Eleanor Wiblin with her dance partner just before they left South Africa (photo courtesy Eleanor Wiblin)
Eleanor Wiblin with her dance partner just before they left South Africa. (Photo courtesy Eleanor Wiblin)

The Wiblins family decided to leave South Africa but needed to find a suitable place in America. They decided to join their son, Roger Wiblin, at BYU, where he was going to school and dancing for the ballroom dance team. His attendance at the university can actually be attributed to a chance encounter with a BYU folk dancer who moved to South Africa when Roger Wiblin was about to graduate high school.

“The whole miracle of the thing is that there was a girl who danced on the Folk Dance (team),” Eleanor Wiblin said. “They were having a Christmas party, and they asked Roger and Brenda to dance, ballroom dance. And of course this girl told Roger, who was getting ready to graduate from high school, ‘If you go to BYU, you’ll get on the ballroom dance team,’ and that’s all he needed.”

A year after Roger Wiblin went to BYU, the whole family joined him in Provo, and they are confident that the move was the right choice for the family.

“We live very comfortably, (we) certainly don’t want for much,” Wiblin said. “(It’s) wonderful to see our grandchildren reaping the benefits of coming here.”

Barlow said the move to Utah was a shock at first but was ultimately the right decision.
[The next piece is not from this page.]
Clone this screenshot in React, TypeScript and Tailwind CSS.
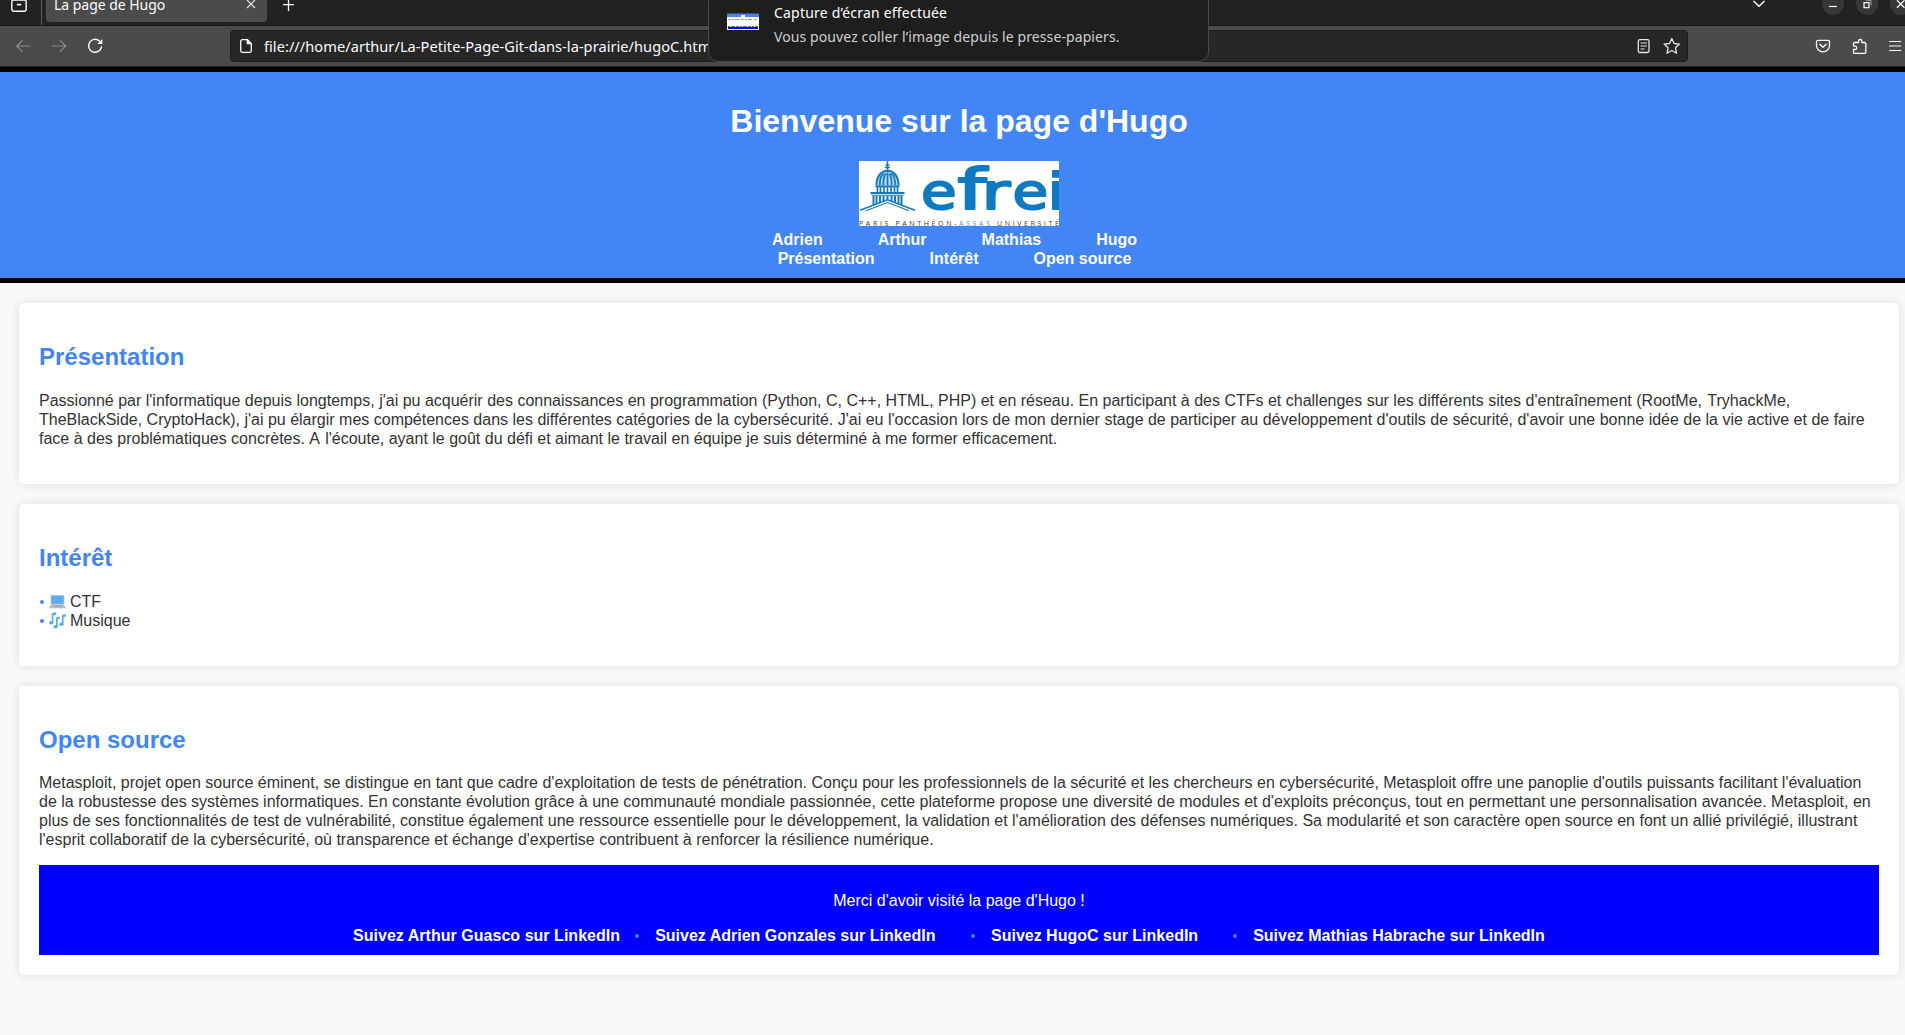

“It was challenging at first, but we made it work,” Barlow said. “As we got closer, it felt like the right thing to do.”

After finishing her junior and senior years of school at Provo High School, Barlow went to BYU and danced. About two years into Barlow’s education, Wiblin began working for the university. Marci Edgington, a part-time faculty member in the Ballroom Dance Division, has worked with Wiblin and says the students adore her.

“She treats everyone respectfully,” Edgington said. “(The students) love her because she always has a pleasant wish for them.”